AIM => Restate each line word for word. Leave out every picture.

GIVEN DATA =>
__________________________________________________

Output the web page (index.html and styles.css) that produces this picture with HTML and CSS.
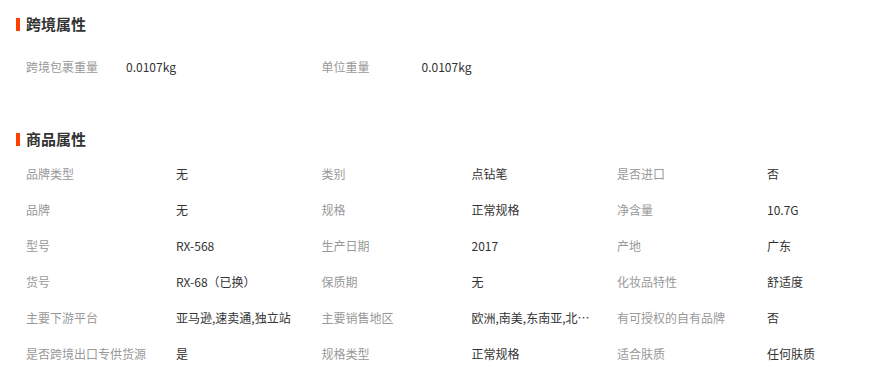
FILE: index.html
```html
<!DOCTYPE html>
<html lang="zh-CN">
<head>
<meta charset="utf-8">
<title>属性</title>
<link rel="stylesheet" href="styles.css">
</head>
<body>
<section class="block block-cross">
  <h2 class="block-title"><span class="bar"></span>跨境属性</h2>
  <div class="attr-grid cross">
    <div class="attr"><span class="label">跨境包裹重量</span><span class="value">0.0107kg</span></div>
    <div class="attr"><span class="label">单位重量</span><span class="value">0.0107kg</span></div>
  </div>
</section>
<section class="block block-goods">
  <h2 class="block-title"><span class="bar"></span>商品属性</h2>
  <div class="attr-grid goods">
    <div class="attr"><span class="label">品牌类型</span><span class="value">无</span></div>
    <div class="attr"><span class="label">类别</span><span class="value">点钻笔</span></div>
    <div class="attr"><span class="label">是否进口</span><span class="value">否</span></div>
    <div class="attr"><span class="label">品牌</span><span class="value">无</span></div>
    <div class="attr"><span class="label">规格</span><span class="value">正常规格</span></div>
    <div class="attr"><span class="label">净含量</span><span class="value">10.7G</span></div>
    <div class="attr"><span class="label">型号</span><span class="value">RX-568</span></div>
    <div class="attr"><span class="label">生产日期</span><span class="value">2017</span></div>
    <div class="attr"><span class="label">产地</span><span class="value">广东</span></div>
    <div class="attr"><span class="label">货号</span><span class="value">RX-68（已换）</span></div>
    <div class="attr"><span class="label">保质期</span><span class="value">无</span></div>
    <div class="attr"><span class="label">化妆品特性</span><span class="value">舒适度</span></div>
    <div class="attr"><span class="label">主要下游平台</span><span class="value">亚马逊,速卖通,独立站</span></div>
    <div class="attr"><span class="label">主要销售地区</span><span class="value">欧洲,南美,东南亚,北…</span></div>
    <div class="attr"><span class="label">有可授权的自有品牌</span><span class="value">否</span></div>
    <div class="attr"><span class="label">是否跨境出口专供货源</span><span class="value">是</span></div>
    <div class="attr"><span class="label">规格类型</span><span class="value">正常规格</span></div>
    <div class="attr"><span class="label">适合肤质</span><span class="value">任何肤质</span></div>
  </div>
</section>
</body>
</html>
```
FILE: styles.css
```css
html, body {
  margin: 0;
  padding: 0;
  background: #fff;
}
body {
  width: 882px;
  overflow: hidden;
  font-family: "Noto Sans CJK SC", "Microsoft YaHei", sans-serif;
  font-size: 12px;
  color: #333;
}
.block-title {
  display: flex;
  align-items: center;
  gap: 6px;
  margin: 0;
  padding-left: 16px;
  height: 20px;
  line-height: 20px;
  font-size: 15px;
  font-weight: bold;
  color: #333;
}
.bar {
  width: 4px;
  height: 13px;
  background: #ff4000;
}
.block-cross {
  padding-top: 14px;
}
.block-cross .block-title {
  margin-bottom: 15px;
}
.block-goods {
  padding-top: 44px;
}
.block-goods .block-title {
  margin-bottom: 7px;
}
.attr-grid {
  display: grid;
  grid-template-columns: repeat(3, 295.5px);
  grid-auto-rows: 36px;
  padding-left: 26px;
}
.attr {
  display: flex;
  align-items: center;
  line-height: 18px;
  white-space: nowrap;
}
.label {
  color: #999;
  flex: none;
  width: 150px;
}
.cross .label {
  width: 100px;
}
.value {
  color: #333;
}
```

__________________________________________________

FINISHED TASK =>
Output the web page (index.html and styles.css) that produces this picture with HTML and CSS.
FILE: index.html
```html
<!DOCTYPE html>
<html lang="zh-CN">
<head>
<meta charset="utf-8">
<title>属性</title>
<link rel="stylesheet" href="styles.css">
</head>
<body>
<section class="block block-cross">
  <h2 class="block-title"><span class="bar"></span>跨境属性</h2>
  <div class="attr-grid cross">
    <div class="attr"><span class="label">跨境包裹重量</span><span class="value">0.0107kg</span></div>
    <div class="attr"><span class="label">单位重量</span><span class="value">0.0107kg</span></div>
  </div>
</section>
<section class="block block-goods">
  <h2 class="block-title"><span class="bar"></span>商品属性</h2>
  <div class="attr-grid goods">
    <div class="attr"><span class="label">品牌类型</span><span class="value">无</span></div>
    <div class="attr"><span class="label">类别</span><span class="value">点钻笔</span></div>
    <div class="attr"><span class="label">是否进口</span><span class="value">否</span></div>
    <div class="attr"><span class="label">品牌</span><span class="value">无</span></div>
    <div class="attr"><span class="label">规格</span><span class="value">正常规格</span></div>
    <div class="attr"><span class="label">净含量</span><span class="value">10.7G</span></div>
    <div class="attr"><span class="label">型号</span><span class="value">RX-568</span></div>
    <div class="attr"><span class="label">生产日期</span><span class="value">2017</span></div>
    <div class="attr"><span class="label">产地</span><span class="value">广东</span></div>
    <div class="attr"><span class="label">货号</span><span class="value">RX-68（已换）</span></div>
    <div class="attr"><span class="label">保质期</span><span class="value">无</span></div>
    <div class="attr"><span class="label">化妆品特性</span><span class="value">舒适度</span></div>
    <div class="attr"><span class="label">主要下游平台</span><span class="value">亚马逊,速卖通,独立站</span></div>
    <div class="attr"><span class="label">主要销售地区</span><span class="value">欧洲,南美,东南亚,北…</span></div>
    <div class="attr"><span class="label">有可授权的自有品牌</span><span class="value">否</span></div>
    <div class="attr"><span class="label">是否跨境出口专供货源</span><span class="value">是</span></div>
    <div class="attr"><span class="label">规格类型</span><span class="value">正常规格</span></div>
    <div class="attr"><span class="label">适合肤质</span><span class="value">任何肤质</span></div>
  </div>
</section>
</body>
</html>
```
FILE: styles.css
```css
html, body {
  margin: 0;
  padding: 0;
  background: #fff;
}
body {
  width: 882px;
  overflow: hidden;
  font-family: "Noto Sans CJK SC", "Microsoft YaHei", sans-serif;
  font-size: 12px;
  color: #333;
}
.block-title {
  display: flex;
  align-items: center;
  gap: 6px;
  margin: 0;
  padding-left: 16px;
  height: 20px;
  line-height: 20px;
  font-size: 15px;
  font-weight: bold;
  color: #333;
}
.bar {
  width: 4px;
  height: 13px;
  background: #ff4000;
}
.block-cross {
  padding-top: 14px;
}
.block-cross .block-title {
  margin-bottom: 15px;
}
.block-goods {
  padding-top: 44px;
}
.block-goods .block-title {
  margin-bottom: 7px;
}
.attr-grid {
  display: grid;
  grid-template-columns: repeat(3, 295.5px);
  grid-auto-rows: 36px;
  padding-left: 26px;
}
.attr {
  display: flex;
  align-items: center;
  line-height: 18px;
  white-space: nowrap;
}
.label {
  color: #999;
  flex: none;
  width: 150px;
}
.cross .label {
  width: 100px;
}
.value {
  color: #333;
}
```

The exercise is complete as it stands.